L’accès plus difficile aux ressources médicales durant la pandémie a fait reculer le nombre de diagnostics pour les maladies chroniques au Canada. Non traitées, ces maladies auront de graves conséquences pour les promoteurs de régimes d’assurance médicaments et les employeurs en général.

Les données de l’édition 2021 du Rapport sur les tendances en matière de médicaments d’ordonnance d’Express Scripts Canada montrent que plus de 100 000 personnes seraient atteintes de maladies chroniques non diagnostiquées au Canada. Le plus inquiétant, c’est que ces personnes n’auraient commencé aucun traitement en 2020.

Selon le rapport, la diminution importante en 2020 du nombre de nouveaux demandeurs qui utilisent des médicaments associés à des maladies chroniques comme le diabète et le cancer serait à l’origine de cette tendance alarmante.

« Cette tendance est préoccupante, affirme le docteur Dorian Lo, président d’Express Scripts Canada. En raison des retards liés au diagnostic et au traitement, il sera plus difficile pour les patients de prendre en charge leur maladie. Dans la plupart des cas, le fait d’obtenir des soins le plus tôt possible peut vraisemblablement améliorer les résultats sur le plan de la santé et aider à ralentir la progression de la maladie et à réduire les conséquences qui en découlent.

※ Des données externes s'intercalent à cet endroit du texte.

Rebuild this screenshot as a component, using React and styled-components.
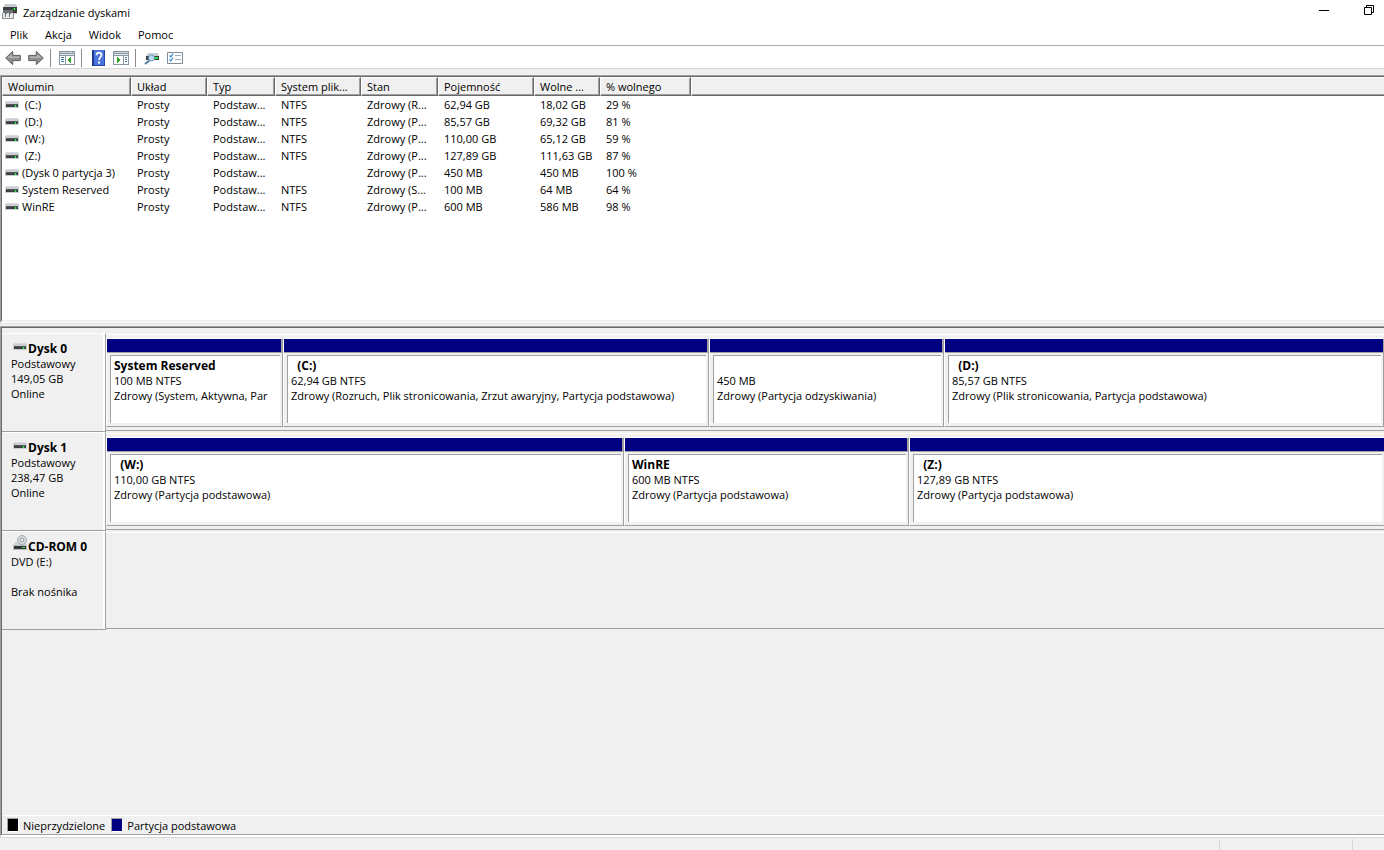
import React from 'react'
import { useState } from 'react'
import styled, { createGlobalStyle } from 'styled-components'

const volumes = [
    { name: '\u00a0(C:)', fs: 'NTFS', status: 'Zdrowy (R...', capacity: '62,94 GB', free: '18,02 GB', percent: '29 %' },
    { name: '\u00a0(D:)', fs: 'NTFS', status: 'Zdrowy (P...', capacity: '85,57 GB', free: '69,32 GB', percent: '81 %' },
    { name: '\u00a0(W:)', fs: 'NTFS', status: 'Zdrowy (P...', capacity: '110,00 GB', free: '65,12 GB', percent: '59 %' },
    { name: '\u00a0(Z:)', fs: 'NTFS', status: 'Zdrowy (P...', capacity: '127,89 GB', free: '111,63 GB', percent: '87 %' },
    { name: '(Dysk 0 partycja 3)', fs: '', status: 'Zdrowy (P...', capacity: '450 MB', free: '450 MB', percent: '100 %' },
    { name: 'System Reserved', fs: 'NTFS', status: 'Zdrowy (S...', capacity: '100 MB', free: '64 MB', percent: '64 %' },
    { name: 'WinRE', fs: 'NTFS', status: 'Zdrowy (P...', capacity: '600 MB', free: '586 MB', percent: '98 %' },
]

const columns = [
    { label: 'Wolumin', width: 129 },
    { label: 'Układ', width: 76 },
    { label: 'Typ', width: 68 },
    { label: 'System plik...', width: 86 },
    { label: 'Stan', width: 77 },
    { label: 'Pojemność', width: 96 },
    { label: 'Wolne ...', width: 66 },
    { label: '% wolnego', width: 91 },
]

const disks = [
    {
        name: 'Dysk 0',
        lines: ['Podstawowy', '149,05 GB', 'Online'],
        partitions: [
            { share: 177, title: 'System Reserved', size: '100 MB NTFS', status: 'Zdrowy (System, Aktywna, Par' },
            { share: 426, title: '\u00a0\u00a0(C:)', size: '62,94 GB NTFS', status: 'Zdrowy (Rozruch, Plik stronicowania, Zrzut awaryjny, Partycja podstawowa)' },
            { share: 235, title: '\u00a0', size: '450 MB', status: 'Zdrowy (Partycja odzyskiwania)' },
            { share: 440, title: '\u00a0\u00a0(D:)', size: '85,57 GB NTFS', status: 'Zdrowy (Plik stronicowania, Partycja podstawowa)' },
        ],
    },
    {
        name: 'Dysk 1',
        open: true,
        lines: ['Podstawowy', '238,47 GB', 'Online'],
        partitions: [
            { share: 518, title: '\u00a0\u00a0(W:)', size: '110,00 GB NTFS', status: 'Zdrowy (Partycja podstawowa)' },
            { share: 285, title: 'WinRE', size: '600 MB NTFS', status: 'Zdrowy (Partycja podstawowa)' },
            { share: 475, title: '\u00a0\u00a0(Z:)', size: '127,89 GB NTFS', status: 'Zdrowy (Partycja podstawowa)' },
        ],
    },
    {
        name: 'CD-ROM 0',
        cd: true,
        lines: ['DVD (E:)', '\u00a0', 'Brak nośnika'],
        partitions: [],
    },
]

const DriveIcon = () => (
    <svg width="14" height="7" viewBox="0 0 14 7" shapeRendering="crispEdges" aria-hidden="true">
        <path d="M1 0h12v2H1z" fill="#d6dae0" />
        <path d="M0 1h14v6H0z" fill="#cbcfd4" />
        <path d="M1 3h12v3H1z" fill="#3d4144" />
        <path d="M1 3h12v1H1z" fill="#54585b" />
        <path d="M9 4h3v2H9z" fill="#23643a" />
        <path d="M10 4h1v2h-1z" fill="#3cf04a" />
    </svg>
)

const CdIcon = () => (
    <svg width="15" height="15" viewBox="0 0 15 15" aria-hidden="true">
        <path d="M2 7h11l1 4H0z" fill="#cfd3d7" />
        <circle cx="9" cy="5" r="4.5" fill="#d6dadd" stroke="#a4a9ad" />
        <circle cx="9" cy="5" r="1.8" fill="#f4f4f4" stroke="#949a9e" />
        <path d="M0 10h14v5H0z" fill="#b9bdc1" />
        <path d="M1 11h12v3H1z" fill="#34383a" />
        <path d="M9 12h3v1H9z" fill="#35e548" />
    </svg>
)

const AppIcon = () => (
    <svg width="16" height="16" viewBox="0 0 16 16" shapeRendering="crispEdges" aria-hidden="true">
        <path d="M3 0h11v1h1v2H2V1h1z" fill="#c9cdd2" />
        <path d="M1 3h14v6H1z" fill="#3b3f42" />
        <path d="M10 4h4v2h-4z" fill="#1d6a33" />
        <path d="M12 4h1v2h-1z" fill="#4dfb5c" />
        <path d="M1 6h10v3H1z" fill="#6f7274" />
        <path d="M12 9h3v1h-3z" fill="#c9cdd2" />
        <path d="M0 9h12v6H0z" fill="#8f9193" />
        <path d="M1 9h10v5H1z" fill="#e3e4e6" />
        <path d="M3 9h2v4H3zM7 9h2v4H7z" fill="#6a6d70" />
        <path d="M4 10h1v4H4zM8 10h1v4H8z" fill="#fff" />
    </svg>
)

const ArrowIcon = ({ forward }) => (
    <svg width="16" height="16" viewBox="0 0 16 16" aria-hidden="true">
        <g transform={forward ? 'matrix(-1 0 0 1 16 0)' : undefined}>
            <path d="M.7 8l7-6.600v4h7.600v5.200H7.700v4z" fill="#8d8d8d" stroke="#5e5e5e" />
            <path d="M2.300 8l4.400-4.100v2.500h7.600V8z" fill="#b5b5b5" />
        </g>
    </svg>
)

const PaneIcon = ({ right }) => (
    <svg width="16" height="14" viewBox="0 0 16 14" shapeRendering="crispEdges" aria-hidden="true">
        <path d="M0 0h16v14H0z" fill="#8a97a3" />
        <path d="M1 1h11v1H1z" fill="#c8d2dc" />
        <path d="M12 1h1v1h-1zM14 1h1v1h-1z" fill="#fff" />
        <path d="M1 3h14v1H1z" fill="#e4e9ed" />
        <path d="M1 5h14v8H1z" fill="#fdfdfd" />
        {right ? (
            <>
                <path d="M10 5h1v8h-1z" fill="#8a97a3" />
                <path d="M12 6h2v1h-2zM12 8h2v1h-2zM12 10h2v1h-2z" fill="#39739f" />
                <path d="M4 6h1v6H4zM5 7h1v4H5zM6 8h1v2H6z" fill="#35a528" />
            </>
        ) : (
            <>
                <path d="M6 5h1v8H6z" fill="#8a97a3" />
                <path d="M2 6h3v1H2zM2 8h3v1H2zM2 10h3v1H2z" fill="#39739f" />
                <path d="M11 6h1v6h-1zM10 7h1v4h-1zM9 8h1v2H9z" fill="#35a528" />
            </>
        )}
    </svg>
)

const HelpIcon = () => (
    <svg width="13" height="16" viewBox="0 0 13 16" aria-hidden="true">
        <path d="M0 0h13v16H0z" fill="#2447ae" />
        <path d="M2 0h10v15H2z" fill="#4a74dc" />
        <path d="M0 0h2v16H0z" fill="#1d3a94" />
        <path d="M4.500 5.200C4.500 1.800 9.500 2 9.500 4.900c0 2-2.400 2.300-2.400 5" fill="none" stroke="#fff" strokeWidth="1.800" />
        <path d="M6 11.500h2v2H6z" fill="#fff" />
    </svg>
)

const RescanIcon = () => (
    <svg width="16" height="13" viewBox="0 0 16 13" aria-hidden="true">
        <path d="M4 1h10l1 3H2z" fill="#c9cdd2" />
        <path d="M2 4h13v4H2z" fill="#3a3e40" />
        <path d="M11 5h3v2h-3z" fill="#2ce044" />
        <path d="M1 12l5-4" stroke="#4f7ea3" strokeWidth="2" />
        <circle cx="7.500" cy="6" r="3" fill="#b9dcf2" stroke="#6f9dbd" />
    </svg>
)

const TasksIcon = () => (
    <svg width="16" height="12" viewBox="0 0 16 12" aria-hidden="true">
        <path d="M.5.500h15v11H.5z" fill="#fdfdfd" stroke="#7e8e9b" />
        <path d="M2.500 3.500l1.200 1.300 2.300-3M2.500 7.500l1.200 1.300 2.300-3" fill="none" stroke="#2e8ad4" strokeWidth="1.200" />
        <path d="M8 3h6v1H8zM8 7h6v1H8z" fill="#a5afb8" />
    </svg>
)

const MinimizeIcon = () => (
    <svg width="10" height="10" viewBox="0 0 10 10" aria-hidden="true">
        <path d="M0 5h10v1H0z" />
    </svg>
)

const RestoreIcon = () => (
    <svg width="10" height="10" viewBox="0 0 10 10" fill="none" stroke="#000" aria-hidden="true">
        <path d="M.5 2.500h7v7h-7zM2.500 2.500v-2h7v7h-2" />
    </svg>
)

const DiskRow = ({ disk }) => {
    const tracks = disk.partitions.map((part) => `minmax(0, ${part.share}fr)`).join(' ')

    return (
        <Disk>
            <DiskLabel>
                <DiskName>
                    <DiskIcon $cd={disk.cd}>{disk.cd ? <CdIcon /> : <DriveIcon />}</DiskIcon>
                    {disk.name}
                </DiskName>
                {disk.lines.map((line, i) => (
                    <Line key={i}>{line}</Line>
                ))}
            </DiskLabel>
            <Graph style={{ gridTemplateColumns: tracks }}>
                {disk.partitions.map((part, i) => (
                    <Partition key={i} $open={disk.open && i === disk.partitions.length - 1}>
                        <Bar />
                        <Box>
                            <PartTitle>{part.title}</PartTitle>
                            <Line>{part.size}</Line>
                            <Line>{part.status}</Line>
                        </Box>
                    </Partition>
                ))}
            </Graph>
        </Disk>
    )
}

const App = () => {
    const [selected, setSelected] = useState(null)

    return (
        <Window>
            <GlobalStyle />
            <TitleBar>
                <AppIcon />
                <Title>Zarządzanie dyskami</Title>
                <WindowButton aria-label="Minimalizuj"><MinimizeIcon /></WindowButton>
                <WindowButton aria-label="Przywróć"><RestoreIcon /></WindowButton>
            </TitleBar>
            <MenuBar>
                {['Plik', 'Akcja', 'Widok', 'Pomoc'].map((item) => (
                    <MenuButton key={item}>{item}</MenuButton>
                ))}
            </MenuBar>
            <Toolbar>
                <ToolButton aria-label="Wstecz"><ArrowIcon /></ToolButton>
                <ToolButton aria-label="Dalej"><ArrowIcon forward /></ToolButton>
                <Separator />
                <ToolButton aria-label="Drzewo konsoli"><PaneIcon /></ToolButton>
                <Separator />
                <ToolButton aria-label="Pomoc"><HelpIcon /></ToolButton>
                <ToolButton aria-label="Okienko akcji"><PaneIcon right /></ToolButton>
                <Separator />
                <ToolButton aria-label="Skanuj dyski"><RescanIcon /></ToolButton>
                <ToolButton aria-label="Ustawienia"><TasksIcon /></ToolButton>
            </Toolbar>
            <VolumePane>
                <VolumeInner>
                    <Table>
                        <colgroup>
                            {columns.map((col) => (
                                <col key={col.label} style={{ width: col.width }} />
                            ))}
                            <col />
                        </colgroup>
                        <thead>
                            <tr>
                                {columns.map((col) => (
                                    <HeadCell key={col.label}>{col.label}</HeadCell>
                                ))}
                                <HeadFill />
                            </tr>
                        </thead>
                        <tbody>
                            {volumes.map((vol) => (
                                <VolumeRow key={vol.name} $selected={selected === vol.name} onClick={() => setSelected(vol.name)}>
                                    <Cell $first>
                                        <NameCell>
                                            <DriveIcon />
                                            {vol.name}
                                        </NameCell>
                                    </Cell>
                                    <Cell>Prosty</Cell>
                                    <Cell>Podstaw...</Cell>
                                    <Cell>{vol.fs}</Cell>
                                    <Cell>{vol.status}</Cell>
                                    <Cell>{vol.capacity}</Cell>
                                    <Cell>{vol.free}</Cell>
                                    <Cell>{vol.percent}</Cell>
                                    <Cell />
                                </VolumeRow>
                            ))}
                        </tbody>
                    </Table>
                </VolumeInner>
            </VolumePane>
            <Splitter />
            <GraphPane>
                <GraphInner>
                    <DiskList>
                        {disks.map((disk) => (
                            <DiskRow key={disk.name} disk={disk} />
                        ))}
                    </DiskList>
                    <Legend>
                        <Swatch $color="#000" />
                        <LegendText>Nieprzydzielone</LegendText>
                        <Swatch $color="#000080" />
                        <LegendText>Partycja podstawowa</LegendText>
                    </Legend>
                </GraphInner>
            </GraphPane>
            <StatusBar>
                <StatusCell />
            </StatusBar>
        </Window>
    )
}

const GlobalStyle = createGlobalStyle`
    *{
        box-sizing: border-box;
    }
    body{
        margin: 0;
        background: #f0f0f0;
        color: #000;
        font-family: "Open Sans", "Noto Sans", sans-serif;
        font-size: 11px;
        line-height: 15px;
    }
    button{
        font: inherit;
        color: inherit;
        background: none;
        border: none;
        padding: 0;
    }
    svg{
        display: block;
        flex: none;
    }
`;

const Window = styled.div`
    display: flex;
    flex-direction: column;
    min-height: 100vh;
    overflow: hidden;
`;

const TitleBar = styled.header`
    display: flex;
    align-items: center;
    height: 24px;
    padding: 0 10px 0 2px;
    background: #fff;
`;

const Title = styled.h1`
    flex: 1;
    margin: 0 0 0 5px;
    font-size: 11px;
    font-weight: 400;
`;

const WindowButton = styled.button`
    align-self: flex-start;
    margin-left: 35px;
    padding-top: 5px;
`;

const MenuBar = styled.nav`
    display: flex;
    gap: 1px;
    height: 22px;
    padding-left: 2px;
    background: #fff;
    border-bottom: 1px solid #aeaeae;
`;

const MenuButton = styled.button`
    padding: 0 8px;
    &:hover{
        background: #e5f3ff;
    }
`;

const Toolbar = styled.div`
    display: flex;
    align-items: center;
    height: 23px;
    padding: 2px 0 0 1px;
    margin-bottom: 6px;
    background: #fff;
    border-bottom: 1px solid #d7d7d7;
`;

const ToolButton = styled.button`
    display: flex;
    align-items: center;
    justify-content: center;
    width: 23px;
    height: 20px;
    padding-left: 1px;
`;

const Separator = styled.span`
    width: 1px;
    height: 18px;
    margin: 0 4px 0 3px;
    background: #8d8d8d;
`;

const VolumePane = styled.section`
    display: flex;
    height: 248px;
    border-top: 1px solid #a0a0a0;
    border-left: 1px solid #a0a0a0;
    border-bottom: 1px solid #fff;
`;

const VolumeInner = styled.div`
    flex: 1;
    min-width: 0;
    background: #fff;
    border-top: 1px solid #696969;
    border-left: 1px solid #696969;
    border-bottom: 2px solid #f0f0f0;
`;

const Table = styled.table`
    width: 100%;
    table-layout: fixed;
    border-collapse: separate;
    border-spacing: 0;
`;

const HeadCell = styled.th`
    height: 19px;
    padding: 0 0 0 5px;
    line-height: 15px;
    font-weight: 400;
    text-align: left;
    white-space: nowrap;
    background: #f0f0f0;
    border-top: 1px solid #fff;
    border-left: 1px solid #fff;
    border-right: 1px solid #696969;
    border-bottom: 1px solid #696969;
    box-shadow: inset -1px -1px #a0a0a0;
`;

const HeadFill = styled.td`
    padding: 0;
    background: #f0f0f0;
    border-top: 1px solid #fff;
    border-left: 1px solid #fff;
    border-bottom: 1px solid #696969;
    box-shadow: inset 0 -1px #a0a0a0;
`;

const VolumeRow = styled.tr`
    background: ${(props) => (props.$selected ? '#cce8ff' : 'transparent')};
`;

const Cell = styled.td`
    height: 17px;
    padding: 0 0 0 ${(props) => (props.$first ? '3px' : '6px')};
    white-space: nowrap;
`;

const NameCell = styled.div`
    display: flex;
    align-items: center;
    gap: 3px;
`;

const Splitter = styled.div`
    height: 3px;
    border-top: 1px solid #e0e0e0;
`;

const GraphPane = styled.section`
    display: flex;
    flex: 1;
    border-top: 1px solid #a0a0a0;
    border-left: 1px solid #a0a0a0;
    border-bottom: 2px solid #fff;
`;

const GraphInner = styled.div`
    display: flex;
    flex-direction: column;
    flex: 1;
    min-width: 0;
    border-top: 1px solid #696969;
    border-left: 1px solid #696969;
    border-bottom: 1px solid #a0a0a0;
`;

const DiskList = styled.div`
    flex: 1;
    padding-top: 5px;
`;

const Disk = styled.div`
    display: grid;
    grid-template-columns: 104px minmax(0, 1fr);
    min-height: 99px;
`;

const DiskLabel = styled.div`
    padding: 7px 0 0 9px;
    border-top: 1px solid #fff;
    border-right: 1px solid #a0a0a0;
    border-bottom: 1px solid #a0a0a0;
    box-shadow: inset -2px 0 #fff;
`;

const DiskName = styled.div`
    display: flex;
    font-size: 12px;
    font-weight: 700;
    white-space: nowrap;
`;

const DiskIcon = styled.span`
    width: 15px;
    margin-left: 2px;
    margin-top: ${(props) => (props.$cd ? '-4px' : '2px')};
`;

const Line = styled.div`
    white-space: nowrap;
`;

const Graph = styled.div`
    display: grid;
    margin: 1px 0;
    padding: 3px 0;
    border-top: 1px solid #fff;
    border-bottom: 1px solid #a0a0a0;
`;

const Partition = styled.div`
    border-top: 1px solid #fff;
    border-left: 1px solid #fff;
    border-bottom: 1px solid #a0a0a0;
    border-right: ${(props) => (props.$open ? 'none' : '1px solid #a0a0a0')};
`;

const Bar = styled.div`
    height: 14px;
    background: #000080;
    border-right: 1px solid #a0a0a0;
    border-bottom: 1px solid #a0a0a0;
    ${Partition}:last-child &{
        border-right: none;
    }
`;

const Box = styled.div`
    min-height: 68px;
    margin: 2px 2px 3px 3px;
    padding: 2px 3px 0 3px;
    overflow: hidden;
    background: #fff;
    border-top: 1px solid #a0a0a0;
    border-left: 1px solid #a0a0a0;
`;

const PartTitle = styled.div`
    font-size: 12px;
    font-weight: 700;
`;

const Legend = styled.footer`
    display: flex;
    align-items: center;
    height: 19px;
    padding-left: 5px;
    border-top: 1px solid #fff;
`;

const Swatch = styled.span`
    width: 12px;
    height: 14px;
    background: ${(props) => props.$color};
    border: 1px solid #a0a0a0;
    border-right-color: #fff;
    border-bottom-color: #fff;
`;

const LegendText = styled.span`
    margin: 0 6px 0 4px;
`;

const StatusBar = styled.div`
    display: flex;
    justify-content: flex-end;
    height: 13px;
    padding: 1px 31px 0 0;
    border-top: 1px solid #d7d7d7;
`;

const StatusCell = styled.div`
    width: 134px;
    border-left: 1px solid #d7d7d7;
    border-right: 1px solid #d7d7d7;
`;

export default App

Moins de nouveaux demandeurs

L’an dernier, les personnes qui sont tombées malades ou qui ont développé de nouveaux symptômes ont peut-être tardé à consulter un professionnel de la santé en raison de l’accessibilité restreinte des services ou par crainte d’être infectées par le coronavirus, juge Express Scripts Canada. Ainsi, le nombre de nouveaux demandeurs par semaine en 2020 était moins élevé que prévu dans plusieurs classes thérapeutiques importantes.

« Les personnes qui n’ont pas consulté de médecin relativement à des symptômes apparus en 2020 pourraient recevoir un diagnostic de maladie chronique en 2021 ou par la suite, explique Jeff Boutilier, directeur général des pharmacies et chef des services cliniques à Express Scripts Canada. Les régimes d’assurance pourraient devoir gérer un plus grand nombre de demandeurs à l’avenir. »

M. Boutilier s’attend à ce que les retards accumulés dans le traitement des maladies associées aux principales classes thérapeutiques aient des répercussions à long terme sur le nombre de nouveaux demandeurs dans les régimes et sur la prise en charge des maladies.

Les données sur les demandes de règlements pour les médicaments contre le cancer montrent par exemple que de la fin du mois de mars jusqu’au mois de décembre 2020, le nombre de nouveaux demandeurs a diminué de 2 % par semaine en moyenne. Express Scripts Canada estime donc que 10 000 Canadiens n’ont pas commencé le traitement dont ils auraient besoin. Jeff Boutillier précise qu’il existe moins d’options thérapeutiques pour les cancers à des stades plus avancés, et que celles-ci coûtent plus cher.

Le constat est semblable concernant le diabète, alors que sur la même période, le nombre de nouveaux demandeurs a reculé de 1 % par semaine en moyenne. Cela représente 20 000 Canadiens qui n’ont pas commencé un traitement contre la maladie. Lorsqu’ils sont instaurés tardivement, les traitements pour le diabète sont eux aussi plus intenses et coûteux.

Les données soulèvent également des préoccupations liées au retard accumulé dans le traitement de l’hypertension artérielle, qui augmente le risque de crise cardiaque et d’AVC.

Les Canadiens réticents à consulter

Les conclusions du rapport d’Express Scripts Canada vont dans le même sens que les résultats d’un sondage de Novo Nordisk Canada qui révèle que les Canadiens atteints de maladies chroniques, telles que l’arthrite, le cancer, le diabète, les maladies cardiaques ou l’obésité, sont réticents à demander des soins proactifs pendant la pandémie de COVID-19.

Plus précisément, 38 % des Canadiens interrogés qui ont reçu un diagnostic clinique de maladie chronique ont déclaré qu’ils évitent complètement le système de santé pendant la pandémie. Parmi les répondants ayant reçu un diagnostic clinique de maladie chronique, 13 % n’ont ni consulté leur médecin ni effectué de visite virtuelle ou d’appel téléphonique depuis le début de la pandémie. Plus du quart des patients (27 %) avouent ne pas se sentir à l’aise de voir un médecin en personne pendant la pandémie.